_AIM OF THE EXERCISE_.
Print all of the lines exactly. Any picture among them stays out.

%%

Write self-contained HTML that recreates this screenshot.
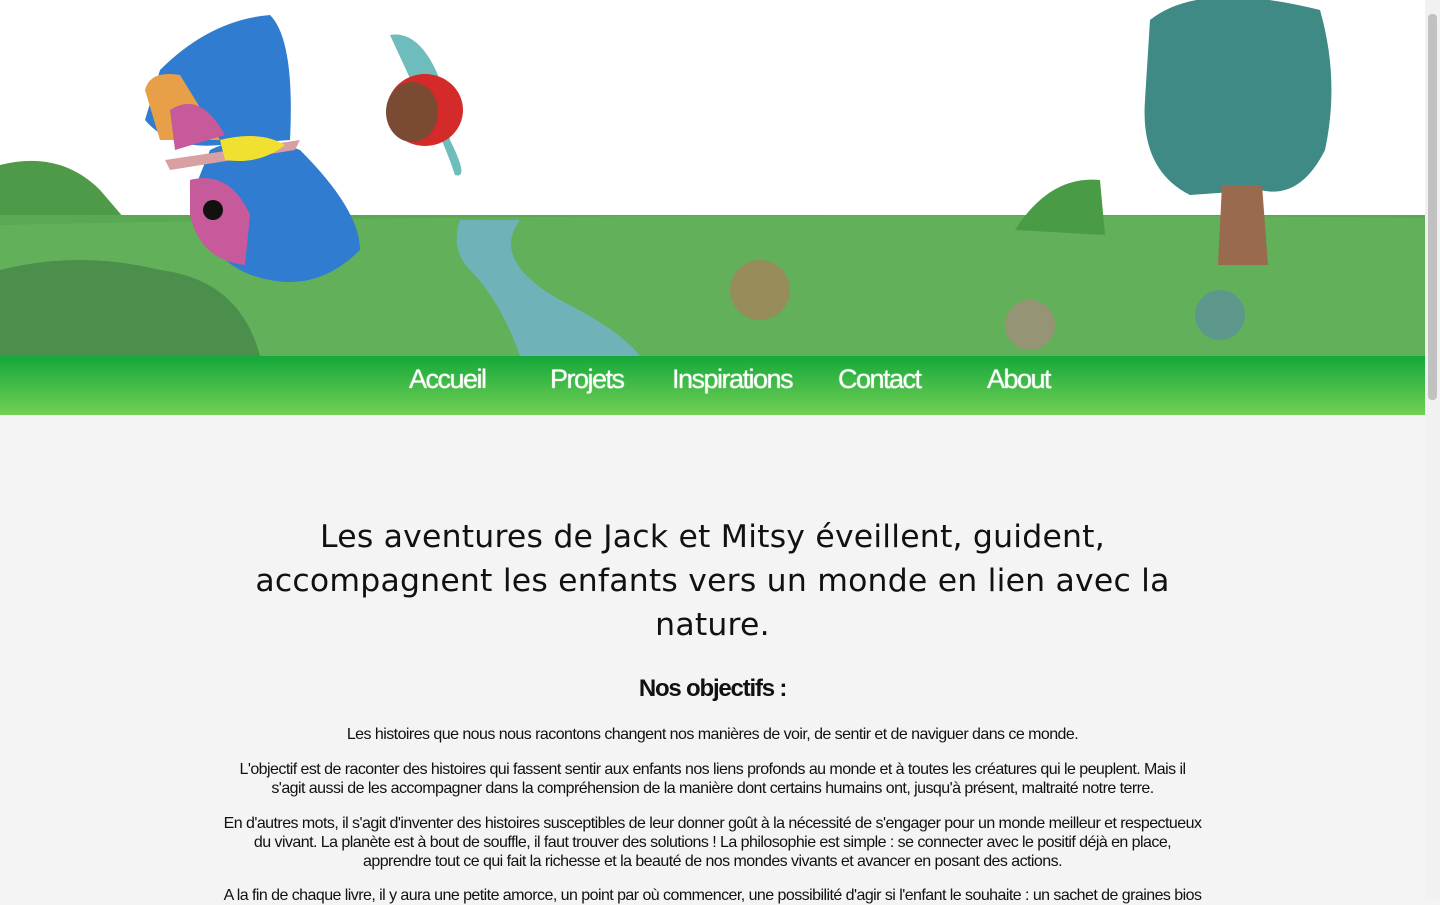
<!DOCTYPE html>
<html><head><meta charset="utf-8"><style>
html,body{margin:0;padding:0}
body{width:1440px;height:900px;overflow:hidden;background:#f4f4f4;font-family:"Liberation Sans",sans-serif;position:relative}
.page{position:absolute;left:0;top:0;width:1425px;height:900px}
.hdr{position:absolute;left:0;top:0;width:1425px;height:356px;background:#fff;overflow:hidden}
nav{position:absolute;left:0;top:356px;width:1425px;height:59px;background:linear-gradient(#14a83a,#72cf55)}
nav a{position:absolute;top:8px;color:#fff;font-size:27px;letter-spacing:-1.5px;text-decoration:none;text-shadow:0 0 1px #fff}
.sb{position:absolute;left:1425px;top:0;width:15px;height:900px;background:#f1f1f1}
.sb div{position:absolute;left:3px;top:14px;width:9px;height:386px;background:#c1c1c1;border-radius:4px}
h1{position:absolute;left:230px;width:965px;top:515px;margin:0;text-align:center;font-family:"DejaVu Sans",sans-serif;font-weight:normal;font-size:31.5px;line-height:44px;color:#111;letter-spacing:0.2px}
h2{position:absolute;left:0;width:1425px;top:675px;margin:0;text-align:center;font-size:24px;letter-spacing:-1.2px;color:#111}
p{position:absolute;left:222px;width:981px;margin:0;text-align:center;font-size:16px;line-height:19px;letter-spacing:-0.55px;color:#111}
</style></head><body>
<div class="page">
<div class="hdr">
<svg width="1425" height="356" viewBox="0 0 1425 356">
<path d="M0 165 Q60 150 100 190 L130 225 L0 230Z" fill="#4e9a48"/>
<rect x="0" y="215" width="1425" height="141" fill="#5aa854"/>
<path d="M0 225 Q700 210 1425 218 L1425 356 L0 356Z" fill="#62b05a"/>
<path d="M0 270 Q80 250 160 270 Q240 280 260 356 L0 356Z" fill="#4c8f4c"/>
<path d="M460 220 L520 220 Q490 260 560 300 Q620 330 640 356 L520 356 Q500 300 470 270 Q450 250 460 220Z" fill="#6fb3b8"/>
<path d="M1150 20 Q1200 -20 1320 10 Q1340 80 1325 150 Q1300 200 1260 190 L1190 195 Q1140 170 1145 100Z" fill="#3f8a84"/>
<path d="M1222 185 L1262 185 L1268 265 L1218 265Z" fill="#9a6a4f"/>
<path d="M1015 230 Q1050 175 1100 180 L1105 235Z" fill="#4a9b45"/>
<circle cx="760" cy="290" r="30" fill="#c96a5a" opacity=".5"/>
<circle cx="1030" cy="325" r="25" fill="#c87a90" opacity=".5"/>
<circle cx="1220" cy="315" r="25" fill="#5a7fc0" opacity=".5"/>
<path d="M160 70 Q210 20 270 15 Q295 40 290 140 L220 145 Q170 150 145 120Z" fill="#2f7cd0"/>
<path d="M145 90 Q150 70 180 75 L220 140 L160 140Z" fill="#e8a048"/>
<path d="M170 110 Q200 90 225 135 L175 150Z" fill="#c75a9a"/>
<path d="M210 150 Q250 130 300 150 Q360 210 360 250 Q320 290 270 280 Q210 270 190 200Z" fill="#2f7cd0"/>
<path d="M190 180 Q230 170 250 215 L245 265 Q200 260 190 215Z" fill="#c75a9a"/>
<path d="M165 160 L300 140 L295 150 L170 170Z" fill="#d8a0a0"/>
<path d="M220 140 Q260 130 285 145 Q260 165 225 160Z" fill="#f0e030"/>
<circle cx="213" cy="210" r="10" fill="#111"/>
<path d="M390 35 Q420 30 440 80 L450 140 Q470 180 455 175 Q440 130 420 100Z" fill="#6fbcbc"/>
<ellipse cx="425" cy="110" rx="38" ry="36" fill="#d42a2a"/>
<ellipse cx="412" cy="112" rx="26" ry="30" fill="#7a4a32"/>
</svg>
</div>
<nav>
<a style="left:409px">Accueil</a><a style="left:550px">Projets</a><a style="left:672px">Inspirations</a><a style="left:838px">Contact</a><a style="left:987px">About</a>
</nav>
<h1>Les aventures de Jack et Mitsy éveillent, guident, accompagnent les enfants vers un monde en lien avec la nature.</h1>
<h2>Nos objectifs :</h2>
<p style="top:725px">Les histoires que nous nous racontons changent nos manières de voir, de sentir et de naviguer dans ce monde.</p>
<p style="top:760px">L'objectif est de raconter des histoires qui fassent sentir aux enfants nos liens profonds au monde et à toutes les créatures qui le peuplent. Mais il s'agit aussi de les accompagner dans la compréhension de la manière dont certains humains ont, jusqu'à présent, maltraité notre terre.</p>
<p style="top:814px">En d'autres mots, il s'agit d'inventer des histoires susceptibles de leur donner goût à la nécessité de s'engager pour un monde meilleur et respectueux du vivant. La planète est à bout de souffle, il faut trouver des solutions ! La philosophie est simple : se connecter avec le positif déjà en place, apprendre tout ce qui fait la richesse et la beauté de nos mondes vivants et avancer en posant des actions.</p>
<p style="top:886px">A la fin de chaque livre, il y aura une petite amorce, un point par où commencer, une possibilité d'agir si l'enfant le souhaite : un sachet de graines bios</p>
</div>
<div class="sb"><div></div></div>
</body></html>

%%

_REPLY TO THE TASK_.
Write self-contained HTML that recreates this screenshot.
<!DOCTYPE html>
<html><head><meta charset="utf-8"><style>
html,body{margin:0;padding:0}
body{width:1440px;height:900px;overflow:hidden;background:#f4f4f4;font-family:"Liberation Sans",sans-serif;position:relative}
.page{position:absolute;left:0;top:0;width:1425px;height:900px}
.hdr{position:absolute;left:0;top:0;width:1425px;height:356px;background:#fff;overflow:hidden}
nav{position:absolute;left:0;top:356px;width:1425px;height:59px;background:linear-gradient(#14a83a,#72cf55)}
nav a{position:absolute;top:8px;color:#fff;font-size:27px;letter-spacing:-1.5px;text-decoration:none;text-shadow:0 0 1px #fff}
.sb{position:absolute;left:1425px;top:0;width:15px;height:900px;background:#f1f1f1}
.sb div{position:absolute;left:3px;top:14px;width:9px;height:386px;background:#c1c1c1;border-radius:4px}
h1{position:absolute;left:230px;width:965px;top:515px;margin:0;text-align:center;font-family:"DejaVu Sans",sans-serif;font-weight:normal;font-size:31.5px;line-height:44px;color:#111;letter-spacing:0.2px}
h2{position:absolute;left:0;width:1425px;top:675px;margin:0;text-align:center;font-size:24px;letter-spacing:-1.2px;color:#111}
p{position:absolute;left:222px;width:981px;margin:0;text-align:center;font-size:16px;line-height:19px;letter-spacing:-0.55px;color:#111}
</style></head><body>
<div class="page">
<div class="hdr">
<svg width="1425" height="356" viewBox="0 0 1425 356">
<path d="M0 165 Q60 150 100 190 L130 225 L0 230Z" fill="#4e9a48"/>
<rect x="0" y="215" width="1425" height="141" fill="#5aa854"/>
<path d="M0 225 Q700 210 1425 218 L1425 356 L0 356Z" fill="#62b05a"/>
<path d="M0 270 Q80 250 160 270 Q240 280 260 356 L0 356Z" fill="#4c8f4c"/>
<path d="M460 220 L520 220 Q490 260 560 300 Q620 330 640 356 L520 356 Q500 300 470 270 Q450 250 460 220Z" fill="#6fb3b8"/>
<path d="M1150 20 Q1200 -20 1320 10 Q1340 80 1325 150 Q1300 200 1260 190 L1190 195 Q1140 170 1145 100Z" fill="#3f8a84"/>
<path d="M1222 185 L1262 185 L1268 265 L1218 265Z" fill="#9a6a4f"/>
<path d="M1015 230 Q1050 175 1100 180 L1105 235Z" fill="#4a9b45"/>
<circle cx="760" cy="290" r="30" fill="#c96a5a" opacity=".5"/>
<circle cx="1030" cy="325" r="25" fill="#c87a90" opacity=".5"/>
<circle cx="1220" cy="315" r="25" fill="#5a7fc0" opacity=".5"/>
<path d="M160 70 Q210 20 270 15 Q295 40 290 140 L220 145 Q170 150 145 120Z" fill="#2f7cd0"/>
<path d="M145 90 Q150 70 180 75 L220 140 L160 140Z" fill="#e8a048"/>
<path d="M170 110 Q200 90 225 135 L175 150Z" fill="#c75a9a"/>
<path d="M210 150 Q250 130 300 150 Q360 210 360 250 Q320 290 270 280 Q210 270 190 200Z" fill="#2f7cd0"/>
<path d="M190 180 Q230 170 250 215 L245 265 Q200 260 190 215Z" fill="#c75a9a"/>
<path d="M165 160 L300 140 L295 150 L170 170Z" fill="#d8a0a0"/>
<path d="M220 140 Q260 130 285 145 Q260 165 225 160Z" fill="#f0e030"/>
<circle cx="213" cy="210" r="10" fill="#111"/>
<path d="M390 35 Q420 30 440 80 L450 140 Q470 180 455 175 Q440 130 420 100Z" fill="#6fbcbc"/>
<ellipse cx="425" cy="110" rx="38" ry="36" fill="#d42a2a"/>
<ellipse cx="412" cy="112" rx="26" ry="30" fill="#7a4a32"/>
</svg>
</div>
<nav>
<a style="left:409px">Accueil</a><a style="left:550px">Projets</a><a style="left:672px">Inspirations</a><a style="left:838px">Contact</a><a style="left:987px">About</a>
</nav>
<h1>Les aventures de Jack et Mitsy éveillent, guident, accompagnent les enfants vers un monde en lien avec la nature.</h1>
<h2>Nos objectifs :</h2>
<p style="top:725px">Les histoires que nous nous racontons changent nos manières de voir, de sentir et de naviguer dans ce monde.</p>
<p style="top:760px">L'objectif est de raconter des histoires qui fassent sentir aux enfants nos liens profonds au monde et à toutes les créatures qui le peuplent. Mais il s'agit aussi de les accompagner dans la compréhension de la manière dont certains humains ont, jusqu'à présent, maltraité notre terre.</p>
<p style="top:814px">En d'autres mots, il s'agit d'inventer des histoires susceptibles de leur donner goût à la nécessité de s'engager pour un monde meilleur et respectueux du vivant. La planète est à bout de souffle, il faut trouver des solutions ! La philosophie est simple : se connecter avec le positif déjà en place, apprendre tout ce qui fait la richesse et la beauté de nos mondes vivants et avancer en posant des actions.</p>
<p style="top:886px">A la fin de chaque livre, il y aura une petite amorce, un point par où commencer, une possibilité d'agir si l'enfant le souhaite : un sachet de graines bios</p>
</div>
<div class="sb"><div></div></div>
</body></html>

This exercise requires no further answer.